Exercise directions: In the lines below, output everything from the first line through the line containing "const searches = ['Tvns" exactly as it is. Pictures are not part of the output.
*-*-*
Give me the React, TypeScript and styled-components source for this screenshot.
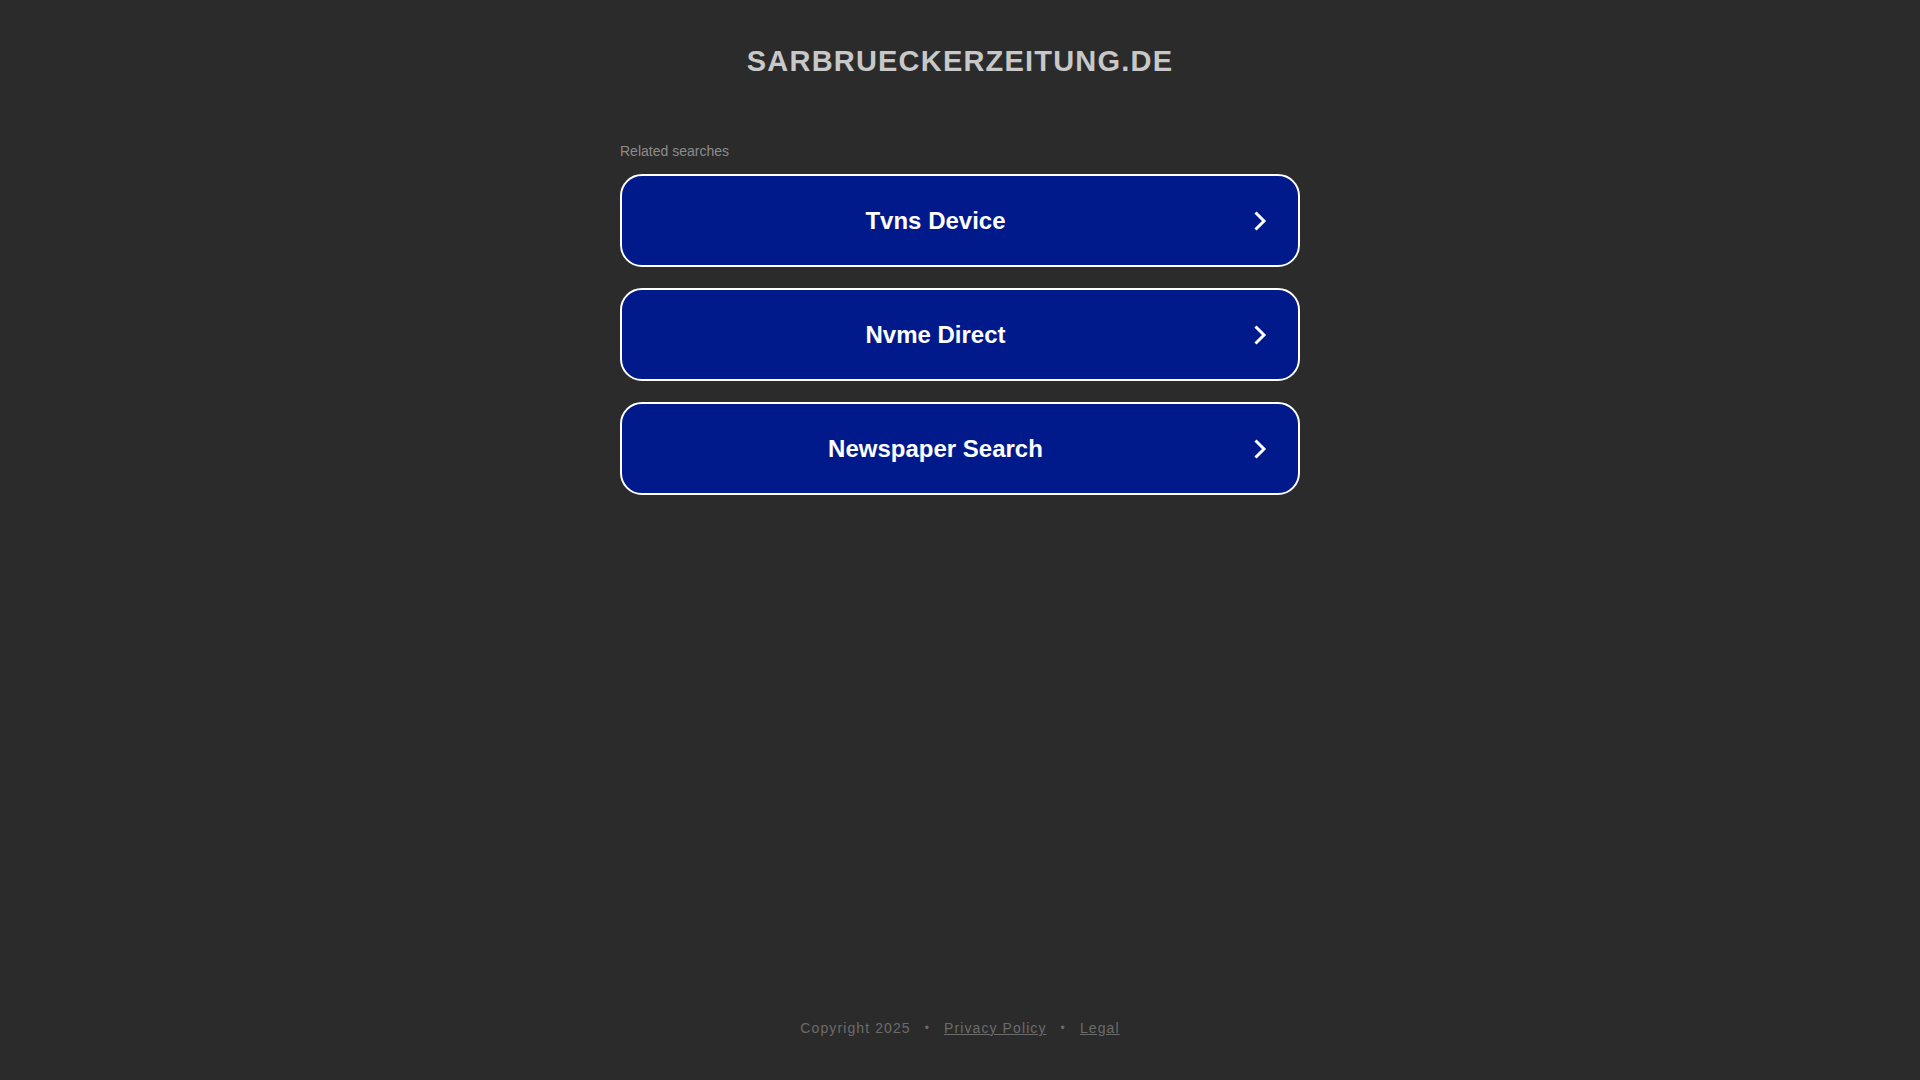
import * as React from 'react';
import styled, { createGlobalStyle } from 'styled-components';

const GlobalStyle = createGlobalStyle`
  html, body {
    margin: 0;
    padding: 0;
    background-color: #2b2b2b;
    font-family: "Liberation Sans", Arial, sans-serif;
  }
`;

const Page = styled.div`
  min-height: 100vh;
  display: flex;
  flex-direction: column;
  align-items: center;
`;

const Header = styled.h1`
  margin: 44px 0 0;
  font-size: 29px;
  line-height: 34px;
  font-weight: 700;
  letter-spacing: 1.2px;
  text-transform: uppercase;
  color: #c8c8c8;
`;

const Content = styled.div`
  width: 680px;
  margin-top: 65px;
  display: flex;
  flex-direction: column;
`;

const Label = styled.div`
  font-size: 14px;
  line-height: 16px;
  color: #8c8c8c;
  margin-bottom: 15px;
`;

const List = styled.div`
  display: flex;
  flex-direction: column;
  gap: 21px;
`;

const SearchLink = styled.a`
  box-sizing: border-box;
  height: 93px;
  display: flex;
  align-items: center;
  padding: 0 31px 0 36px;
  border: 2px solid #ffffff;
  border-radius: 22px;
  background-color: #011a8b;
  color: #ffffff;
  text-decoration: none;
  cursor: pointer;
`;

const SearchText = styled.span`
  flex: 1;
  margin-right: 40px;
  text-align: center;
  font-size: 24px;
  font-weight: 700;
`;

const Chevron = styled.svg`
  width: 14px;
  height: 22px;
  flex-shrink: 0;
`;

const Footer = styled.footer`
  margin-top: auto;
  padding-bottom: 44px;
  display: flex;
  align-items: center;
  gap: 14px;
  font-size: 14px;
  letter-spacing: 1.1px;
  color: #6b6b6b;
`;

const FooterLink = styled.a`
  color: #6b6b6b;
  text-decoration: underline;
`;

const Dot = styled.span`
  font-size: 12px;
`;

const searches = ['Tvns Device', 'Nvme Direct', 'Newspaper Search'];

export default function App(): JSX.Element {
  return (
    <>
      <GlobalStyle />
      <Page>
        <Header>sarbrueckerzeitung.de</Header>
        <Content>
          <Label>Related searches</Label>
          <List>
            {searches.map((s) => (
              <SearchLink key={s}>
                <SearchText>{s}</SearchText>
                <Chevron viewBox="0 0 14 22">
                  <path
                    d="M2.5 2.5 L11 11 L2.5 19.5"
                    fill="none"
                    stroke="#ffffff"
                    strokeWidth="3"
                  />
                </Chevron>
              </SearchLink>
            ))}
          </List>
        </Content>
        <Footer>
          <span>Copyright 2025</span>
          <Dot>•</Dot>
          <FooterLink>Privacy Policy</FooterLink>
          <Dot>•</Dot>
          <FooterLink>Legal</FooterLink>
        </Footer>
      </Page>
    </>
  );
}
*-*-*
The result:
Give me the React, TypeScript and styled-components source for this screenshot.
import * as React from 'react';
import styled, { createGlobalStyle } from 'styled-components';

const GlobalStyle = createGlobalStyle`
  html, body {
    margin: 0;
    padding: 0;
    background-color: #2b2b2b;
    font-family: "Liberation Sans", Arial, sans-serif;
  }
`;

const Page = styled.div`
  min-height: 100vh;
  display: flex;
  flex-direction: column;
  align-items: center;
`;

const Header = styled.h1`
  margin: 44px 0 0;
  font-size: 29px;
  line-height: 34px;
  font-weight: 700;
  letter-spacing: 1.2px;
  text-transform: uppercase;
  color: #c8c8c8;
`;

const Content = styled.div`
  width: 680px;
  margin-top: 65px;
  display: flex;
  flex-direction: column;
`;

const Label = styled.div`
  font-size: 14px;
  line-height: 16px;
  color: #8c8c8c;
  margin-bottom: 15px;
`;

const List = styled.div`
  display: flex;
  flex-direction: column;
  gap: 21px;
`;

const SearchLink = styled.a`
  box-sizing: border-box;
  height: 93px;
  display: flex;
  align-items: center;
  padding: 0 31px 0 36px;
  border: 2px solid #ffffff;
  border-radius: 22px;
  background-color: #011a8b;
  color: #ffffff;
  text-decoration: none;
  cursor: pointer;
`;

const SearchText = styled.span`
  flex: 1;
  margin-right: 40px;
  text-align: center;
  font-size: 24px;
  font-weight: 700;
`;

const Chevron = styled.svg`
  width: 14px;
  height: 22px;
  flex-shrink: 0;
`;

const Footer = styled.footer`
  margin-top: auto;
  padding-bottom: 44px;
  display: flex;
  align-items: center;
  gap: 14px;
  font-size: 14px;
  letter-spacing: 1.1px;
  color: #6b6b6b;
`;

const FooterLink = styled.a`
  color: #6b6b6b;
  text-decoration: underline;
`;

const Dot = styled.span`
  font-size: 12px;
`;

const searches = ['Tvns Device', 'Nvme Direct', 'Newspaper Search'];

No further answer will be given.